▶ **DATA SHOWN**
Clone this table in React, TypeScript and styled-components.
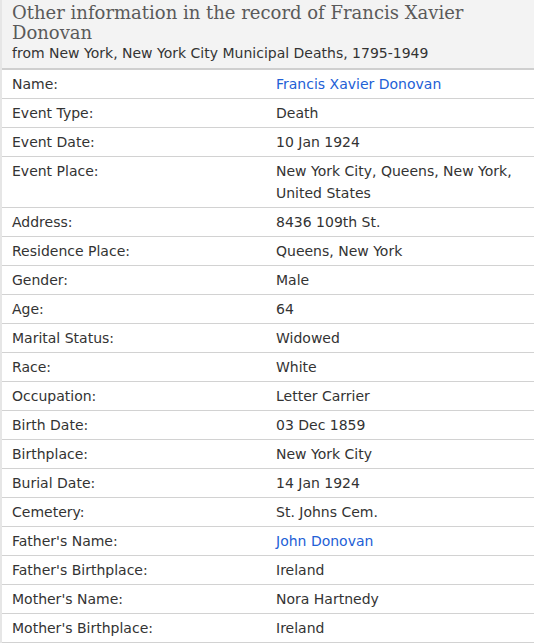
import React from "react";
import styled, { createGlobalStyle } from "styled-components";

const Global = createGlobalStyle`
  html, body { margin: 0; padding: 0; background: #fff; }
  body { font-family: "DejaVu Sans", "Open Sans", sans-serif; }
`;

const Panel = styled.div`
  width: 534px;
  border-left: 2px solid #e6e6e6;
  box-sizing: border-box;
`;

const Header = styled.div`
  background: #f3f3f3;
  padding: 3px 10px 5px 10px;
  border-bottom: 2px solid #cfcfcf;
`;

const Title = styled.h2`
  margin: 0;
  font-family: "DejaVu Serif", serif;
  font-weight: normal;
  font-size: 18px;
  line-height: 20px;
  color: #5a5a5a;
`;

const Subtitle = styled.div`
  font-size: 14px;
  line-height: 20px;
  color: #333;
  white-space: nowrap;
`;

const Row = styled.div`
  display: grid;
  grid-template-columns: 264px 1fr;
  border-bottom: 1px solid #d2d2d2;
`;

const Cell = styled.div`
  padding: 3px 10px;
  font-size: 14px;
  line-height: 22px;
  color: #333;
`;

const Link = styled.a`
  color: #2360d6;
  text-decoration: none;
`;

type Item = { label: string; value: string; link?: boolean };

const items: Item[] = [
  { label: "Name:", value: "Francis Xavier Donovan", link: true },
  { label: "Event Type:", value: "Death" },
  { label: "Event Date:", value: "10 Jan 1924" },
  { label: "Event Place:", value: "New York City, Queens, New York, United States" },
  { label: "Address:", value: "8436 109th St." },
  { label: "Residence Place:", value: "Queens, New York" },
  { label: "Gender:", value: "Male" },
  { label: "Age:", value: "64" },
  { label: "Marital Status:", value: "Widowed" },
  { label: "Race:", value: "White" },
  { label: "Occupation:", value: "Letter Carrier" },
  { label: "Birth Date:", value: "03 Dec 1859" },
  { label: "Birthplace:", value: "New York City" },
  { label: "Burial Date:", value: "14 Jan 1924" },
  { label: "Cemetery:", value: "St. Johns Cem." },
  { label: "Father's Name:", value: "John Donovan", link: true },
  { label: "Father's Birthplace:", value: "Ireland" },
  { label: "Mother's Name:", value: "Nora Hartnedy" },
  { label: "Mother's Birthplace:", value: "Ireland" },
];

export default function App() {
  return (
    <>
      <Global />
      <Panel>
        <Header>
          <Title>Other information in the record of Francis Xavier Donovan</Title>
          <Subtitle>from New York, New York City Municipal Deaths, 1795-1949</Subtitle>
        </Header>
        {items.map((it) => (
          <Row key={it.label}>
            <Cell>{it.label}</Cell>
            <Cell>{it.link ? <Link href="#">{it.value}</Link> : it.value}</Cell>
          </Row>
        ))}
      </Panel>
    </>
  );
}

▶ **GOAL**
Pictures are to be left out; repeat all the remaining data exactly.

▶ **TASK OUTPUT**
Clone this table in React, TypeScript and styled-components.
import React from "react";
import styled, { createGlobalStyle } from "styled-components";

const Global = createGlobalStyle`
  html, body { margin: 0; padding: 0; background: #fff; }
  body { font-family: "DejaVu Sans", "Open Sans", sans-serif; }
`;

const Panel = styled.div`
  width: 534px;
  border-left: 2px solid #e6e6e6;
  box-sizing: border-box;
`;

const Header = styled.div`
  background: #f3f3f3;
  padding: 3px 10px 5px 10px;
  border-bottom: 2px solid #cfcfcf;
`;

const Title = styled.h2`
  margin: 0;
  font-family: "DejaVu Serif", serif;
  font-weight: normal;
  font-size: 18px;
  line-height: 20px;
  color: #5a5a5a;
`;

const Subtitle = styled.div`
  font-size: 14px;
  line-height: 20px;
  color: #333;
  white-space: nowrap;
`;

const Row = styled.div`
  display: grid;
  grid-template-columns: 264px 1fr;
  border-bottom: 1px solid #d2d2d2;
`;

const Cell = styled.div`
  padding: 3px 10px;
  font-size: 14px;
  line-height: 22px;
  color: #333;
`;

const Link = styled.a`
  color: #2360d6;
  text-decoration: none;
`;

type Item = { label: string; value: string; link?: boolean };

const items: Item[] = [
  { label: "Name:", value: "Francis Xavier Donovan", link: true },
  { label: "Event Type:", value: "Death" },
  { label: "Event Date:", value: "10 Jan 1924" },
  { label: "Event Place:", value: "New York City, Queens, New York, United States" },
  { label: "Address:", value: "8436 109th St." },
  { label: "Residence Place:", value: "Queens, New York" },
  { label: "Gender:", value: "Male" },
  { label: "Age:", value: "64" },
  { label: "Marital Status:", value: "Widowed" },
  { label: "Race:", value: "White" },
  { label: "Occupation:", value: "Letter Carrier" },
  { label: "Birth Date:", value: "03 Dec 1859" },
  { label: "Birthplace:", value: "New York City" },
  { label: "Burial Date:", value: "14 Jan 1924" },
  { label: "Cemetery:", value: "St. Johns Cem." },
  { label: "Father's Name:", value: "John Donovan", link: true },
  { label: "Father's Birthplace:", value: "Ireland" },
  { label: "Mother's Name:", value: "Nora Hartnedy" },
  { label: "Mother's Birthplace:", value: "Ireland" },
];

export default function App() {
  return (
    <>
      <Global />
      <Panel>
        <Header>
          <Title>Other information in the record of Francis Xavier Donovan</Title>
          <Subtitle>from New York, New York City Municipal Deaths, 1795-1949</Subtitle>
        </Header>
        {items.map((it) => (
          <Row key={it.label}>
            <Cell>{it.label}</Cell>
            <Cell>{it.link ? <Link href="#">{it.value}</Link> : it.value}</Cell>
          </Row>
        ))}
      </Panel>
    </>
  );
}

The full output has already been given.